Liberté
La devise républicaine a du sens pour moi, même si ces derniers temps, on se pose beaucoup de questions avec ce qui se passe. On est libre de faire ce que l’on veut dans la vie, dans la limite des lois. On a pas mal de liberté en France : on est libre de dire ce que l’on pense, on est libre de faire ce que l’on a envie.
La politique, c’est un sujet que j’ai beau essayer de comprendre : je ne comprends pas ! Pourtant, je m’y intéresse mais c’est un domaine où je patauge. Ils disent tous parfois des choses exorbitantes, de n’importe quel bord. Il y a des choses qui m’intéressent mais qui sont dites avec des termes tellement compliqués que je ne comprends pas. Tous les jours, je regarde les informations pour voir ce qui se passe et me créer mon opinion. Je connais beaucoup de jeunes qui ne votent pas. Moi, je vote systématiquement, pour n’importe quelle élection. Si je ne vais pas voter, alors j’estime que je n’ai pas de mot à dire sur ce qui se passe. Mes parents m’ont éduquée comme ça. C’est important de voter parce que ça prouve que l’on a un avis.

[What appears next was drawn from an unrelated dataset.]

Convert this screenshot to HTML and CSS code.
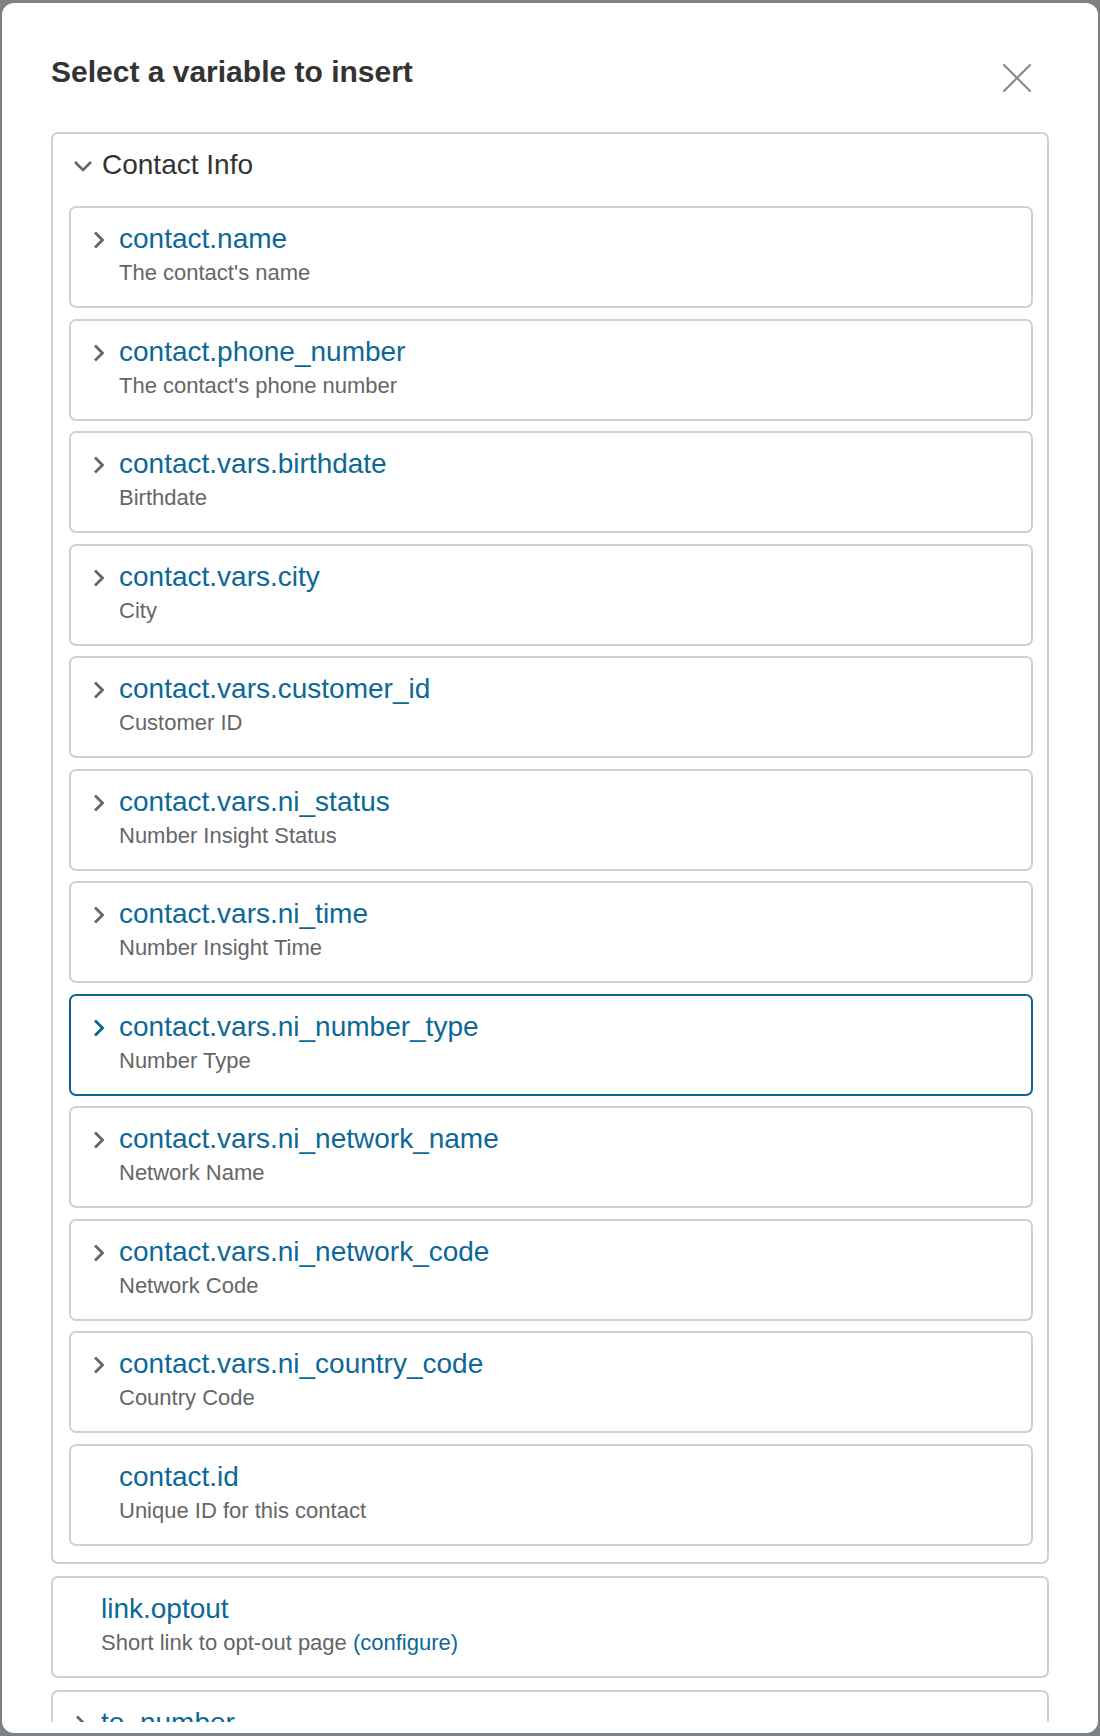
FILE: index.html
```html
<!DOCTYPE html>
<html lang="en">
    <head>
        <title>Insert Variable</title>
        <link rel="stylesheet" href="styles.css">
    </head>

    <body>
        <div class="modal">
            <div class="modalHeader">
                <h2 class="modalTitle">Select a variable to insert</h2>
                <button class="closeBtn" type="button" aria-label="Close">
                    <svg width="30" height="30" viewBox="0 0 30 30">
                        <path d="M2 2 L28 28 M28 2 L2 28" stroke="#8a8a8a" stroke-width="2.2" fill="none" stroke-linecap="round"/>
                    </svg>
                </button>
            </div>

            <div class="modalBody">
                <div class="group">
                    <div class="groupHead">
                        <svg class="caretDown" width="20" height="12" viewBox="0 0 20 12">
                            <path d="M2 2 L10 10 L18 2" stroke="#666" stroke-width="2.6" fill="none"/>
                        </svg>
                        <span>Contact Info</span>
                    </div>

                    <div class="varItem">
                        <svg class="caret" width="12" height="18" viewBox="0 0 12 18"><path d="M2 1.5 L9.5 9 L2 16.5" stroke="currentColor" stroke-width="2.8" fill="none"/></svg>
                        <div class="varName">contact.name</div>
                        <div class="varDesc">The contact's name</div>
                    </div>
                    <div class="varItem">
                        <svg class="caret" width="12" height="18" viewBox="0 0 12 18"><path d="M2 1.5 L9.5 9 L2 16.5" stroke="currentColor" stroke-width="2.8" fill="none"/></svg>
                        <div class="varName">contact.phone_number</div>
                        <div class="varDesc">The contact's phone number</div>
                    </div>
                    <div class="varItem">
                        <svg class="caret" width="12" height="18" viewBox="0 0 12 18"><path d="M2 1.5 L9.5 9 L2 16.5" stroke="currentColor" stroke-width="2.8" fill="none"/></svg>
                        <div class="varName">contact.vars.birthdate</div>
                        <div class="varDesc">Birthdate</div>
                    </div>
                    <div class="varItem">
                        <svg class="caret" width="12" height="18" viewBox="0 0 12 18"><path d="M2 1.5 L9.5 9 L2 16.5" stroke="currentColor" stroke-width="2.8" fill="none"/></svg>
                        <div class="varName">contact.vars.city</div>
                        <div class="varDesc">City</div>
                    </div>
                    <div class="varItem">
                        <svg class="caret" width="12" height="18" viewBox="0 0 12 18"><path d="M2 1.5 L9.5 9 L2 16.5" stroke="currentColor" stroke-width="2.8" fill="none"/></svg>
                        <div class="varName">contact.vars.customer_id</div>
                        <div class="varDesc">Customer ID</div>
                    </div>
                    <div class="varItem">
                        <svg class="caret" width="12" height="18" viewBox="0 0 12 18"><path d="M2 1.5 L9.5 9 L2 16.5" stroke="currentColor" stroke-width="2.8" fill="none"/></svg>
                        <div class="varName">contact.vars.ni_status</div>
                        <div class="varDesc">Number Insight Status</div>
                    </div>
                    <div class="varItem">
                        <svg class="caret" width="12" height="18" viewBox="0 0 12 18"><path d="M2 1.5 L9.5 9 L2 16.5" stroke="currentColor" stroke-width="2.8" fill="none"/></svg>
                        <div class="varName">contact.vars.ni_time</div>
                        <div class="varDesc">Number Insight Time</div>
                    </div>
                    <div class="varItem selected">
                        <svg class="caret" width="12" height="18" viewBox="0 0 12 18"><path d="M2 1.5 L9.5 9 L2 16.5" stroke="currentColor" stroke-width="2.8" fill="none"/></svg>
                        <div class="varName">contact.vars.ni_number_type</div>
                        <div class="varDesc">Number Type</div>
                    </div>
                    <div class="varItem">
                        <svg class="caret" width="12" height="18" viewBox="0 0 12 18"><path d="M2 1.5 L9.5 9 L2 16.5" stroke="currentColor" stroke-width="2.8" fill="none"/></svg>
                        <div class="varName">contact.vars.ni_network_name</div>
                        <div class="varDesc">Network Name</div>
                    </div>
                    <div class="varItem">
                        <svg class="caret" width="12" height="18" viewBox="0 0 12 18"><path d="M2 1.5 L9.5 9 L2 16.5" stroke="currentColor" stroke-width="2.8" fill="none"/></svg>
                        <div class="varName">contact.vars.ni_network_code</div>
                        <div class="varDesc">Network Code</div>
                    </div>
                    <div class="varItem">
                        <svg class="caret" width="12" height="18" viewBox="0 0 12 18"><path d="M2 1.5 L9.5 9 L2 16.5" stroke="currentColor" stroke-width="2.8" fill="none"/></svg>
                        <div class="varName">contact.vars.ni_country_code</div>
                        <div class="varDesc">Country Code</div>
                    </div>
                    <!-- no children, so no caret -->
                    <div class="varItem">
                        <div class="varName">contact.id</div>
                        <div class="varDesc">Unique ID for this contact</div>
                    </div>
                </div>

                <div class="varItem topLevel">
                    <div class="varName">link.optout</div>
                    <div class="varDesc">Short link to opt-out page <a href="#" class="configLink">(configure)</a></div>
                </div>

                <div class="varItem topLevel">
                    <svg class="caret" width="12" height="18" viewBox="0 0 12 18"><path d="M2 1.5 L9.5 9 L2 16.5" stroke="currentColor" stroke-width="2.8" fill="none"/></svg>
                    <div class="varName">to_number</div>
                    <div class="varDesc">The number the message was sent to</div>
                </div>
            </div>
        </div>
    </body>
</html>
```

FILE: styles.css
```css
body {
    margin: 0;
    background-color: #7d8183;
    font-family: "Liberation Sans", Arial, sans-serif;
}

.modal {
    margin: 3px 2px;
    height: 1730px;
    background-color: white;
    border-radius: 12px;
    padding: 0 49px 11px 49px;
    box-sizing: border-box;
    display: flex;
    flex-direction: column;
}

.modalHeader {
    display: flex;
    justify-content: space-between;
    align-items: flex-start;
    padding-top: 51px;
    margin-bottom: 39px;
}

.modalTitle {
    margin: 0;
    font-size: 30px;
    line-height: 36px;
    font-weight: bold;
    color: #333;
}

.closeBtn {
    border: none;
    background: none;
    padding: 0;
    margin: 9px 17px 0 0;
    cursor: pointer;
    line-height: 0;
}

.modalBody {
    flex: 1;
    overflow: hidden;
}

.group {
    border: 2px solid #d0d0d0;
    border-radius: 7px;
    padding: 0 14px 16px 16px;
    margin-bottom: 12px;
}

.groupHead {
    display: flex;
    align-items: center;
    gap: 9px;
    padding: 15px 0 25px 4px;
    font-size: 28px;
    line-height: 32px;
    color: #333;
}

.caretDown {
    margin-top: 2px;
}

.varItem {
    display: grid;
    grid-template-columns: 26px 1fr;
    border: 2px solid #d0d0d0;
    border-radius: 7px;
    padding: 14px 16px 18px 22px;
    margin-bottom: 10.5px;
    color: #666;
}

.group .varItem:last-child {
    margin-bottom: 0;
}

.topLevel {
    margin-bottom: 12px;
}

.caret {
    grid-column: 1;
    grid-row: 1;
    margin-top: 9px;
}

.varName {
    grid-column: 2;
    grid-row: 1;
    font-size: 28px;
    line-height: 34px;
    color: #0c6897;
}

.varDesc {
    grid-column: 2;
    grid-row: 2;
    margin-top: 2px;
    font-size: 22px;
    line-height: 30px;
    color: #666;
}

.selected {
    border-color: #0c6497;
    color: #0c6497;
}

.configLink {
    color: #0c6897;
    text-decoration: none;
}
```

Nuit debout, je trouve l’idée intéressante, mais voir les casseurs, c’est dommage. Je n’ai pas lu la Loi Travail mais je me sens concernée. Je n’ai pas envie pour autant d’aller manifester, de bloquer les routes… Il y a du pour et du contre. Je pense que beaucoup manifestent sans savoir pourquoi ils manifestent, sans avoir lu la loi ! Les médias ne racontent pas forcément tout ce qui se passe. Il y a aussi tout ce qui est caché et notre opinion se trouve orientée par ce qui est dit. Je lis beaucoup ce qu’il y a sur les réseaux sociaux mais avec du recul : tout peut être raconté comme les personnes ont envie de les raconter.
Egalité
On est tous égaux à notre manière, on a tous les mêmes chances, les mêmes droits, on peut tous faire les mêmes demandes. Après, chacun va à son rythme. Certains reculent, d’autres continuent d’avancer. On est tous égaux dans nos chances par rapport à ce que nous offre notre pays et on peut tous accéder à la même chose. Pour préciser, je dirais que l’on a tout ce qu’il faut pour être égaux ; après, on n’y a pas forcément accès de la même façon. C’est vrai que les concours que j’ai passés pour devenir infirmière, ils ont un coût. Si on n’a pas les moyens, on n’a pas accès à ces concours.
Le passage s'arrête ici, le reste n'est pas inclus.